This book is not a manifesto for the childfree. It is not shrill, dogmatic or defensive. A reader hungry for encouragement to eschew breeding may feel encroaching disappointment while devouring the first chapters, but a surprise is in the offing: In the course of this well-researched book the author shares her own story, and by the end has delivered a powerful dose of inspiration and paved the way for a more confident and enlightened decision.
Lisle’s account of her journey from uncertainty to acceptance of and even elation in her choice of childlessness provides ample jumping-off points for an exploration of the decision from every conceivable angle. The antecedents of her decision are complex, including elements both negative (her father’s desertion of the family; her painful awareness of her mother’s struggle and sacrifice) and positive (her devotion to her writing; her deep appreciation of freedom and self-definition). She also surveys the history of non-motherhood, its ebbs and flows with cultural, economic and historical conditions, and draws on a wealth of literary sources, from diaries and letters of 19th-century women and pioneering childless couples, to authors like Adrienne Rich, Anaïs Nin and Georgia O’Keeffe (of whom Lisle wrote a best selling biography) to Greek plays. She also has many sociological studies at her fingertips, which answer such important questions as whether nonmothers are lonelier as elderly women (they aren’t).

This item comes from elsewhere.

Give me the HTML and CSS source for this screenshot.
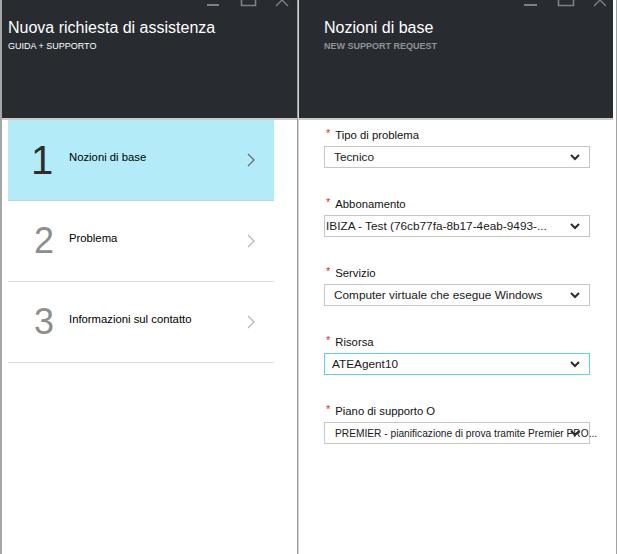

Desirous of bridging the gap between mothers and nonmothers, Lisle has breached difficult territory and emerged with wisdom which can do much to dispel the hostility on both sides. She takes all of the players in the family equation into account: extended family, the infertile and others who are not childless by choice, even men! Lisle remains generous and fair-minded throughout, while standing her ground and poking holes in narrow pro-natalist attitudes.